* Exercise brief:
Copy out every line in which the string "TypeScript" occurs.

* Extracted entries:
::::

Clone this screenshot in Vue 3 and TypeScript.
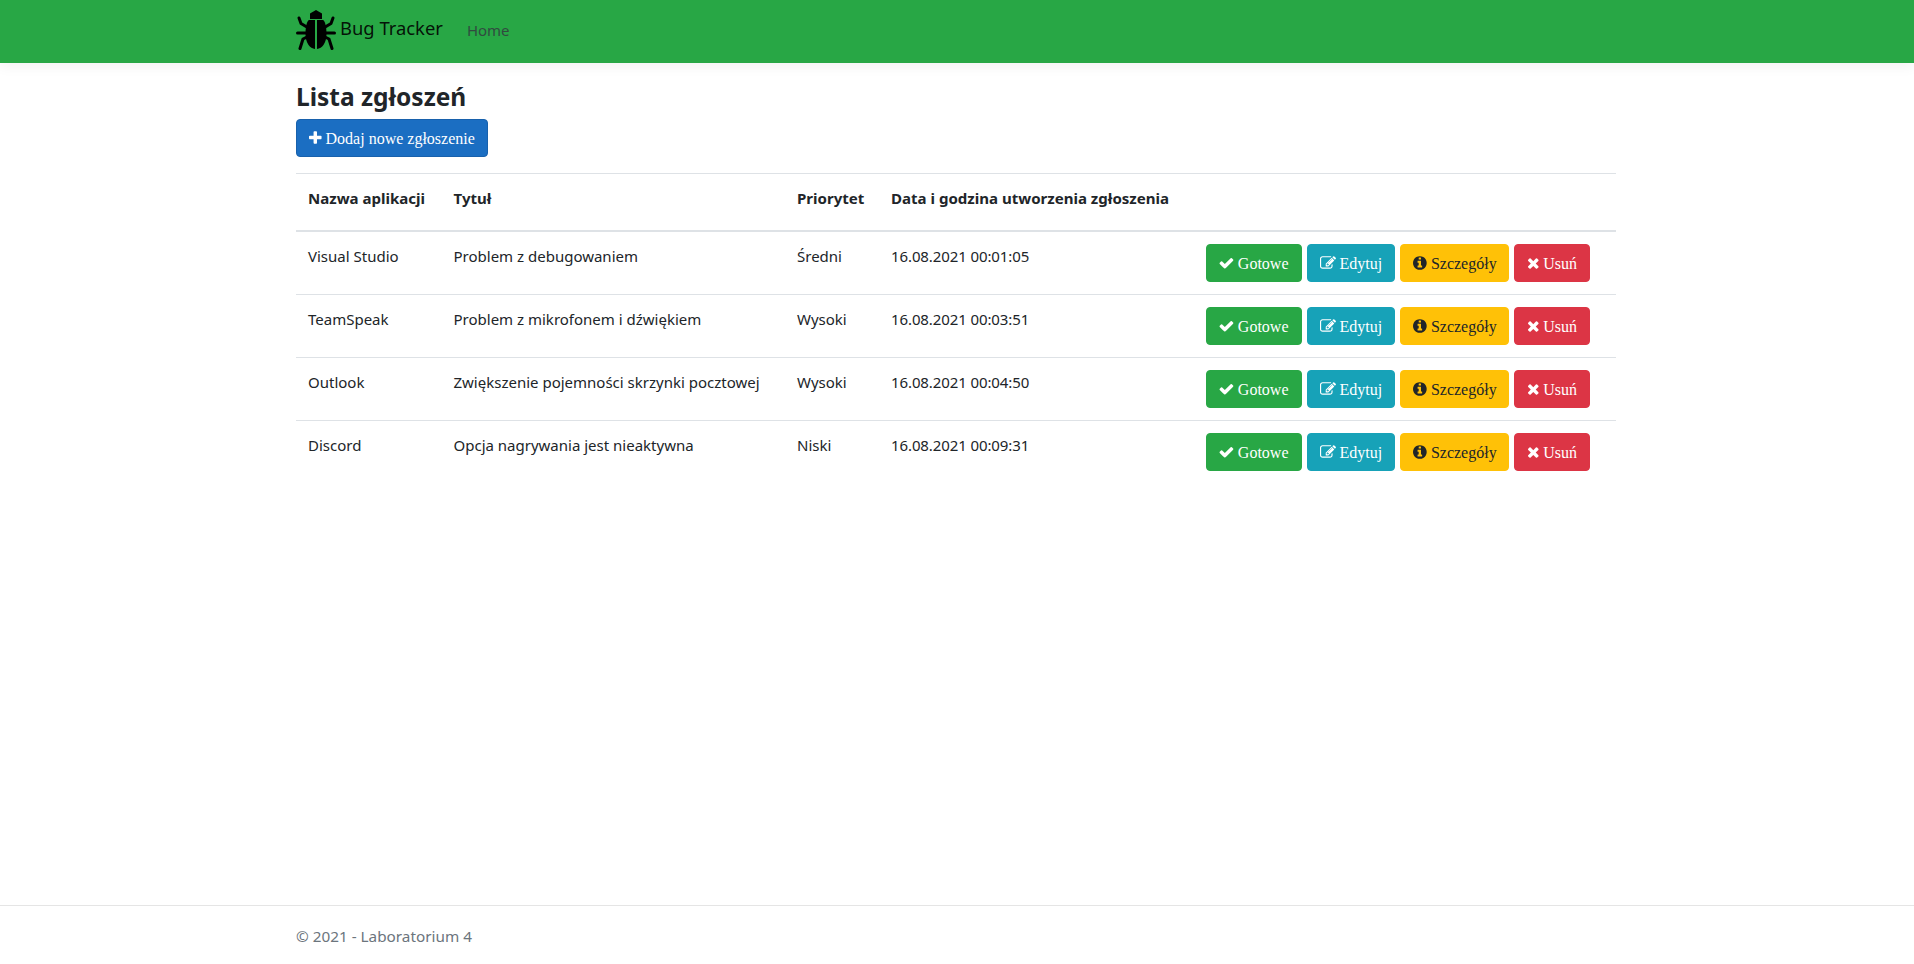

::::

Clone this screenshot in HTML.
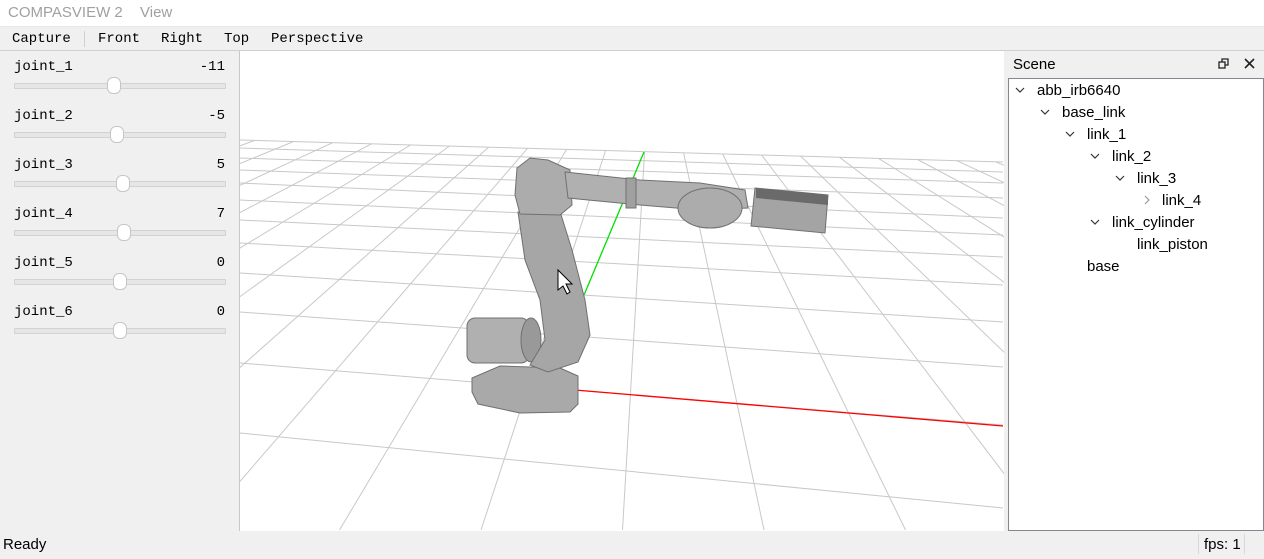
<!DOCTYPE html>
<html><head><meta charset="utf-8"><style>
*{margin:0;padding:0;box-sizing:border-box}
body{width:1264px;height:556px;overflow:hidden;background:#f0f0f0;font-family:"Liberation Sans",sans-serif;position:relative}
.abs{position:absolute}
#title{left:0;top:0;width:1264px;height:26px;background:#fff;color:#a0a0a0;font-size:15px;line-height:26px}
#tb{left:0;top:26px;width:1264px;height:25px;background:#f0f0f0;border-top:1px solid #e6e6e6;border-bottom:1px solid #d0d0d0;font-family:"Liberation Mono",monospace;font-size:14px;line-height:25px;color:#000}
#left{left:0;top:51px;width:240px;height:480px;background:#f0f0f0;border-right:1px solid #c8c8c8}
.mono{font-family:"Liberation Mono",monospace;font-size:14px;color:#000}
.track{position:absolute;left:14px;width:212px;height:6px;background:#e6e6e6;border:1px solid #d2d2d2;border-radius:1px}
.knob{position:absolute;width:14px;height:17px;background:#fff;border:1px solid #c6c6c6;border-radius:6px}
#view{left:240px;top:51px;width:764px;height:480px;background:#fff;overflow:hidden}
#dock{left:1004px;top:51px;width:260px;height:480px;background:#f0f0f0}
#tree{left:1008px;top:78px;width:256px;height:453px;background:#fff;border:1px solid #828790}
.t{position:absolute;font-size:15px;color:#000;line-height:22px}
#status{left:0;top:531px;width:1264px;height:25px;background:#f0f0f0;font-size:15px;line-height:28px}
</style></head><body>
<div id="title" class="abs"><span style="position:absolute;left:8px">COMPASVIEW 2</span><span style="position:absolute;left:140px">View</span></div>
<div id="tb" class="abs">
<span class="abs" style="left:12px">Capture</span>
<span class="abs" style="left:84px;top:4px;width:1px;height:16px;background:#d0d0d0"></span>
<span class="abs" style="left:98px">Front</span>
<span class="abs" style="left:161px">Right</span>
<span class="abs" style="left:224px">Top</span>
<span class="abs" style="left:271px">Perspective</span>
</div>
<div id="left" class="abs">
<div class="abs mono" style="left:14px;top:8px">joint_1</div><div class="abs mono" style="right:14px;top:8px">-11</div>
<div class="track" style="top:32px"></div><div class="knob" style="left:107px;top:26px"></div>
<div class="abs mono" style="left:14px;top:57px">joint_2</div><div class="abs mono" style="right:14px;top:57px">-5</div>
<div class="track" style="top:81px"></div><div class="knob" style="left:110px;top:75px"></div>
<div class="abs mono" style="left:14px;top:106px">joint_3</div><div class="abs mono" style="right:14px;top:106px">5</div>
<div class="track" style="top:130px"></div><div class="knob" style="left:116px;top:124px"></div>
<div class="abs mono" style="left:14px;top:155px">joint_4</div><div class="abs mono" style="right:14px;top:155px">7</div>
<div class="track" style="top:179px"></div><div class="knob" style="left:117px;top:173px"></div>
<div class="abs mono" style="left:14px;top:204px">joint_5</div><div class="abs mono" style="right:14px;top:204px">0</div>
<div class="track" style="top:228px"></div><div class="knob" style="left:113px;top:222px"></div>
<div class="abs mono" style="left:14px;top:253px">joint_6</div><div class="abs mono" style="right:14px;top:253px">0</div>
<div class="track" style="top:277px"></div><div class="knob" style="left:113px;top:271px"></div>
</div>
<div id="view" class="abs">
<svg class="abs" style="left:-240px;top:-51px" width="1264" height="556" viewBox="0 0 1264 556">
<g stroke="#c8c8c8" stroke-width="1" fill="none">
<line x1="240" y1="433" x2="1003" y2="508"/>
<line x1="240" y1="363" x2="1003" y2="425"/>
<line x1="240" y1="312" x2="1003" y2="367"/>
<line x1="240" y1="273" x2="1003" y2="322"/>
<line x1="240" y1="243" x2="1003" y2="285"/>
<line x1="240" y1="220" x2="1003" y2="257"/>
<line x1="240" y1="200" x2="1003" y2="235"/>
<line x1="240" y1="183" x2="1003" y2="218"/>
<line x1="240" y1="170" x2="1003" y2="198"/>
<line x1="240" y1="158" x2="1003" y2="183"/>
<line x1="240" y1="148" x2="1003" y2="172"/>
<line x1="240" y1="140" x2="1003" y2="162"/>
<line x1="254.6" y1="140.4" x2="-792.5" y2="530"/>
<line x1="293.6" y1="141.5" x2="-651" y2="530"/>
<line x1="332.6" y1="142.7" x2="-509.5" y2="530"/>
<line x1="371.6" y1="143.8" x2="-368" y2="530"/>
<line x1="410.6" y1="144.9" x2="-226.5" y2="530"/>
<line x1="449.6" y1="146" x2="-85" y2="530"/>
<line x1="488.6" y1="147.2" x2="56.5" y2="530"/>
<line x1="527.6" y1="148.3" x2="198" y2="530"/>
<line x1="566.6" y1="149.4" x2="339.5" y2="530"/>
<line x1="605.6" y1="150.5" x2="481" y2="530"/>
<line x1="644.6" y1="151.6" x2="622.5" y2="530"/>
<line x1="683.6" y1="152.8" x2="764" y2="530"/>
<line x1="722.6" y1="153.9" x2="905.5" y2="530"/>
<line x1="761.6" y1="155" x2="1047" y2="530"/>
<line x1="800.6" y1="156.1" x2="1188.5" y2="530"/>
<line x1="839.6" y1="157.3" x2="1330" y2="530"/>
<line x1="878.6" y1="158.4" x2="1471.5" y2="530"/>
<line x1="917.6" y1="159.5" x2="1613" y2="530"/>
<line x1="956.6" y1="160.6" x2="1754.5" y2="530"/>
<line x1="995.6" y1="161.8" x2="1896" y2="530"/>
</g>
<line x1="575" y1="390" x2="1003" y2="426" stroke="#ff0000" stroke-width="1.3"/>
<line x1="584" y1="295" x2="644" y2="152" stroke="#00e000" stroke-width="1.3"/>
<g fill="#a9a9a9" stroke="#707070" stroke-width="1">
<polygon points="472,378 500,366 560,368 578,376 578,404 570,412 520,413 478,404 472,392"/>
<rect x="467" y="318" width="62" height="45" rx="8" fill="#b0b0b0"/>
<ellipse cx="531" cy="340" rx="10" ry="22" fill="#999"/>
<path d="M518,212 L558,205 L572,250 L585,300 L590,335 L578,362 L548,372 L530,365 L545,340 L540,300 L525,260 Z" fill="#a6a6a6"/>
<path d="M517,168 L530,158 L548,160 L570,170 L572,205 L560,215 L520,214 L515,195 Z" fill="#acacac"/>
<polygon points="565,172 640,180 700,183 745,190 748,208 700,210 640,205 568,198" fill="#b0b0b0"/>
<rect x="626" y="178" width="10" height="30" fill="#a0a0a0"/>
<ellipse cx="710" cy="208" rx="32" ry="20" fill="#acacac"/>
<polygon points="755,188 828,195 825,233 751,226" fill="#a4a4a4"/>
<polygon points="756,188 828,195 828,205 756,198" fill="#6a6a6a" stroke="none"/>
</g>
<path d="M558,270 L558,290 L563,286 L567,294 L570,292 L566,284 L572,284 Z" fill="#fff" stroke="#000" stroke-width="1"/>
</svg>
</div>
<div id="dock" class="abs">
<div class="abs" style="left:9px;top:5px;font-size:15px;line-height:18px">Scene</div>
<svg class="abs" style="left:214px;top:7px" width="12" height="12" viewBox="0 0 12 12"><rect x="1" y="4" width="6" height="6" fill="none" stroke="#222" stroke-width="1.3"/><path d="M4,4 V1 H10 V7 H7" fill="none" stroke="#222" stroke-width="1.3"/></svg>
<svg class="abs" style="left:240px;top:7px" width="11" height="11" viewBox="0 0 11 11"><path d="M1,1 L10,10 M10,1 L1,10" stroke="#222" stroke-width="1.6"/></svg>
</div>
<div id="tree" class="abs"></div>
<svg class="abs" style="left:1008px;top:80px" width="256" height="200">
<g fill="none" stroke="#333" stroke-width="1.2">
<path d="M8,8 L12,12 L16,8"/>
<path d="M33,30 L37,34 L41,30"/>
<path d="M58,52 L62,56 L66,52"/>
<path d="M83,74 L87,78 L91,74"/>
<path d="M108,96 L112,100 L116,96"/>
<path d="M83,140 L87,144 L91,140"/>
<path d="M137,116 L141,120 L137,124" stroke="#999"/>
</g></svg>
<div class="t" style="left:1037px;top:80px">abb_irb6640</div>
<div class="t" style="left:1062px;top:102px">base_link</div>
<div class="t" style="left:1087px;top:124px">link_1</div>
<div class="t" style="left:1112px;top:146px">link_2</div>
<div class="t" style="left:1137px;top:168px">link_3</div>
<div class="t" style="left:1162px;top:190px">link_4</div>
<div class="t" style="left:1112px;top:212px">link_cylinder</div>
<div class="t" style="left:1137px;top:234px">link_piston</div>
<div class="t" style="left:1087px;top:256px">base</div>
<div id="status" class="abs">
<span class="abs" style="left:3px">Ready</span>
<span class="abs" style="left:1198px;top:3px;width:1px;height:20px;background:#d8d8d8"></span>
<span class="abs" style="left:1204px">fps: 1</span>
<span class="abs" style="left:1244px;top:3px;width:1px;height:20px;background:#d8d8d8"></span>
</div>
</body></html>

::::

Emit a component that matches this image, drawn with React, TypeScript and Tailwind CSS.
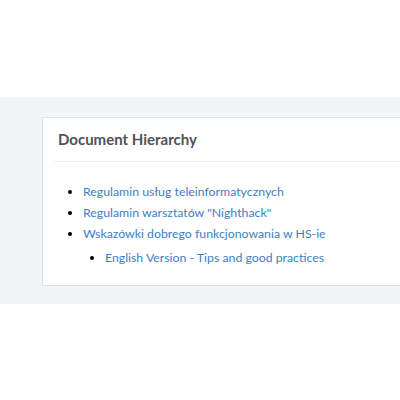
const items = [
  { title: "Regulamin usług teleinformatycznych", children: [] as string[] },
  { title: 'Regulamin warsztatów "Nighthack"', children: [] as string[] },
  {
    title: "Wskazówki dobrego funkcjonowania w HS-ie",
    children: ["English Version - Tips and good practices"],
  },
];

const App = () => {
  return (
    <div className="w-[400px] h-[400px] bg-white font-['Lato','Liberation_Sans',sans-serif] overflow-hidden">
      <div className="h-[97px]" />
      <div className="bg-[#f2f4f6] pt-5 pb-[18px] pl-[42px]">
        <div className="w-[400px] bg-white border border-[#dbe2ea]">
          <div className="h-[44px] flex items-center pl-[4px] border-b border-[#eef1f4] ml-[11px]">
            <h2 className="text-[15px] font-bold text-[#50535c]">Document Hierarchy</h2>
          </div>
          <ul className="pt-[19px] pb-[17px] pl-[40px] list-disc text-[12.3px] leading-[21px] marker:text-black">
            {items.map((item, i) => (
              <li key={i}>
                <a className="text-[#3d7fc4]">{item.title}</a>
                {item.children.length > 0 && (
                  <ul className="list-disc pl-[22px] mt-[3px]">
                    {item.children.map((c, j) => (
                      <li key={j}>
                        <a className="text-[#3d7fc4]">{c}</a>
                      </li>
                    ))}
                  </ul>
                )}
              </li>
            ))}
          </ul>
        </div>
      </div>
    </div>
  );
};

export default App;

::::

* Finished exercise:
Clone this screenshot in Vue 3 and TypeScript.
Emit a component that matches this image, drawn with React, TypeScript and Tailwind CSS.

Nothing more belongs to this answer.